--- Dataset excerpt ---

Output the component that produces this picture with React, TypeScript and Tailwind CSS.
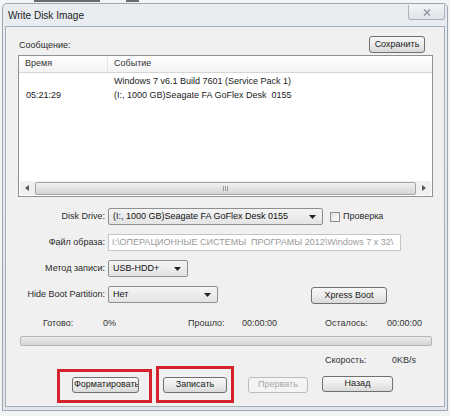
import React from "react";

function Btn({
  children,
  className = "",
  disabled = false,
}: {
  children: React.ReactNode;
  className?: string;
  disabled?: boolean;
}) {
  return (
    <div
      className={`flex items-center justify-center overflow-hidden whitespace-nowrap rounded-[3px] border text-[9px] ${
        disabled
          ? "border-[#b9bdc1] bg-[#f4f4f4] text-[#a8a8a8]"
          : "border-[#707070] bg-gradient-to-b from-[#f7f7f7] via-[#ececec] to-[#d9d9d9] text-[#1a1a1a]"
      } ${className}`}
    >
      {children}
    </div>
  );
}

function Combo({ text, className = "" }: { text: string; className?: string }) {
  return (
    <div
      className={`flex h-[17px] items-center rounded-[2px] border border-[#8e8f8f] bg-gradient-to-b from-[#f4f4f4] to-[#e4e4e4] pl-[4px] pr-[6px] text-[9px] text-[#111] ${className}`}
    >
      <span className="flex-1 overflow-hidden whitespace-nowrap">{text}</span>
      <svg width="7" height="4" viewBox="0 0 7 4" className="shrink-0">
        <path d="M0 0 L7 0 L3.5 4 Z" fill="#222" />
      </svg>
    </div>
  );
}

function Label({ children }: { children: React.ReactNode }) {
  return (
    <div className="w-[87px] shrink-0 whitespace-nowrap text-right text-[9px] text-[#2a2a2a]">
      {children}
    </div>
  );
}

export default function App() {
  return (
    <div className="relative flex h-[416px] w-[450px] flex-col overflow-hidden bg-[#f3f4f5] font-['Liberation_Sans',Arial,sans-serif]">
      {/* glimpse of content behind the window */}
      <div className="flex h-[3px] shrink-0 items-start gap-[26px] pl-[34px]">
        <div className="h-[2px] w-[66px] bg-[#6a6a6a]" />
        <div className="h-[2px] w-[13px] bg-[#6a6a6a]" />
      </div>

      {/* window */}
      <div className="ml-[2px] flex h-[408px] w-[446px] flex-col rounded-t-[5px] border border-[#9aa6b2] bg-gradient-to-b from-[#e9edf1] to-[#e2e6ea]">
        {/* title bar */}
        <div className="flex h-[22px] shrink-0 items-start justify-between">
          <div className="ml-[5px] mt-[4px] text-[10px] text-[#1b1b1b]">Write Disk Image</div>
          <div className="mr-[2px] mt-[1px] flex h-[15px] w-[37px] items-center justify-center rounded-b-[3px] border border-t-0 border-[#a9b3bd] bg-gradient-to-b from-[#f2f4f6] to-[#dfe3e7]">
            <svg width="8" height="7" viewBox="0 0 8 7">
              <path d="M1 0.5 L7 6.5 M7 0.5 L1 6.5" stroke="#8b939b" strokeWidth="1.3" />
            </svg>
          </div>
        </div>

        {/* client area */}
        <div className="mx-[2px] mb-[3px] flex flex-1 flex-col border border-[#a5afb9] bg-[#f0f0f0] pl-[12px] pr-[11px]">
          {/* message header */}
          <div className="mt-[9px] flex h-[17px] items-end justify-between">
            <div className="mb-[1px] ml-[1px] text-[9px] text-[#2a2a2a]">Сообщение:</div>
            <Btn className="mr-[8px] h-[17px] w-[56px]">Сохранить</Btn>
          </div>

          {/* list view */}
          <div className="mt-[2px] flex h-[142px] flex-col border border-[#8e9298] bg-white">
            <div className="flex h-[17px] shrink-0 items-center border-b border-[#d5d5d5] bg-gradient-to-b from-[#ffffff] to-[#f3f3f3] text-[9px] text-[#333]">
              <div className="w-[89px] border-r border-[#e3e3e3] pl-[6px]">Время</div>
              <div className="pl-[6px]">Событие</div>
            </div>
            <div className="mt-[2px] flex h-[14px] items-center text-[9px] text-[#222]">
              <div className="w-[95px] pl-[7px]"></div>
              <div>Windows 7 v6.1 Build 7601 (Service Pack 1)</div>
            </div>
            <div className="flex h-[14px] items-center text-[9px] text-[#222]">
              <div className="w-[95px] pl-[7px]">05:21:29</div>
              <div className="whitespace-pre">(I:, 1000 GB)Seagate FA GoFlex Desk  0155</div>
            </div>
            <div className="flex-1" />
            {/* horizontal scrollbar */}
            <div className="mb-[1px] ml-[1px] mr-[1px] flex h-[14px] items-center bg-[#f0f0f0]">
              <div className="flex h-[14px] w-[14px] items-center justify-center">
                <svg width="4" height="6" viewBox="0 0 4 6">
                  <path d="M4 0 L0 3 L4 6 Z" fill="#555" />
                </svg>
              </div>
              <div className="mx-[1px] flex h-[13px] flex-1 items-center justify-center rounded-[2px] border border-[#a4a4a4] bg-gradient-to-b from-[#f1f1f1] to-[#d6d6d6]">
                <div className="flex gap-[1px]">
                  <div className="h-[5px] w-[1px] bg-[#9a9a9a]" />
                  <div className="h-[5px] w-[1px] bg-[#9a9a9a]" />
                  <div className="h-[5px] w-[1px] bg-[#9a9a9a]" />
                </div>
              </div>
              <div className="flex h-[14px] w-[14px] items-center justify-center">
                <svg width="4" height="6" viewBox="0 0 4 6">
                  <path d="M0 0 L4 3 L0 6 Z" fill="#555" />
                </svg>
              </div>
            </div>
          </div>

          {/* Disk Drive */}
          <div className="mt-[11px] flex h-[17px] items-center">
            <Label>Disk Drive:</Label>
            <Combo
              className="ml-[3px] w-[215px]"
              text="(I:, 1000 GB)Seagate FA GoFlex Desk  0155"
            />
            <div className="ml-[7px] h-[10px] w-[10px] border border-[#8f8f8f] bg-gradient-to-br from-[#e2e2e2] to-[#fbfbfb]" />
            <div className="ml-[3px] text-[9px] text-[#2a2a2a]">Проверка</div>
          </div>

          {/* image file */}
          <div className="mt-[9px] flex h-[17px] items-center">
            <Label>Файл образа:</Label>
            <div className="ml-[3px] flex h-[17px] w-[293px] items-center overflow-hidden whitespace-pre border border-[#c2c6ca] bg-white pl-[3px] text-[9px] text-[#9a9a9a]">
              I:\ОПЕРАЦИОННЫЕ СИСТЕМЫ  ПРОГРАМЫ 2012\Windows 7 x 32\
            </div>
          </div>

          {/* write method */}
          <div className="mt-[9px] flex h-[17px] items-center">
            <Label>Метод записи:</Label>
            <Combo className="ml-[3px] w-[80px]" text="USB-HDD+" />
          </div>

          {/* hide boot partition */}
          <div className="mt-[9px] flex h-[17px] items-center">
            <Label>Hide Boot Partition:</Label>
            <Combo className="ml-[3px] w-[110px]" text="Нет" />
            <Btn className="ml-[93px] mt-[2px] h-[17px] w-[76px]">Xpress Boot</Btn>
          </div>

          {/* stats */}
          <div className="mt-[15px] flex h-[12px] items-center whitespace-nowrap text-[9px] text-[#333]">
            <div className="ml-[25px] w-[60px]">Готово:</div>
            <div className="w-[85px]">0%</div>
            <div className="w-[54px]">Прошло:</div>
            <div className="w-[83px]">00:00:00</div>
            <div className="w-[62px]">Осталось:</div>
            <div>00:00:00</div>
          </div>

          {/* progress bar */}
          <div className="ml-[2px] mr-[1px] mt-[6px] h-[10px] rounded-[2px] border border-[#b4b4b4] bg-gradient-to-b from-[#ececec] via-[#e1e1e1] to-[#d6d6d6]" />

          {/* speed */}
          <div className="mt-[9px] flex h-[12px] items-center whitespace-nowrap text-[9px] text-[#333]">
            <div className="ml-[307px] w-[67px]">Скорость:</div>
            <div>0KB/s</div>
          </div>

          {/* buttons */}
          <div className="mt-[10px] flex h-[16px] items-center">
            <Btn className="ml-[54px] h-[16px] w-[67px] !justify-start pl-[1px]">Форматировать</Btn>
            <Btn className="ml-[24px] h-[16px] w-[64px]">Записать</Btn>
            <Btn disabled className="ml-[21px] h-[16px] w-[60px]">
              Прервать
            </Btn>
            <Btn className="ml-[14px] -mt-[2px] h-[16px] w-[71px]">Назад</Btn>
          </div>
        </div>
      </div>

      {/* red annotation rectangles */}
      <div className="pointer-events-none absolute left-[57px] top-[369px] h-[34px] w-[95px] border-[3px] border-[#d3222b]" />
      <div className="pointer-events-none absolute left-[156px] top-[366px] h-[37px] w-[78px] border-[3px] border-[#d3222b]" />
    </div>
  );
}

--- Work to do ---
Which lines of the material contain the string "React"? List each of them.

--- Result for this task ---
Output the component that produces this picture with React, TypeScript and Tailwind CSS.
import React from "react";
  children: React.ReactNode;
function Label({ children }: { children: React.ReactNode }) {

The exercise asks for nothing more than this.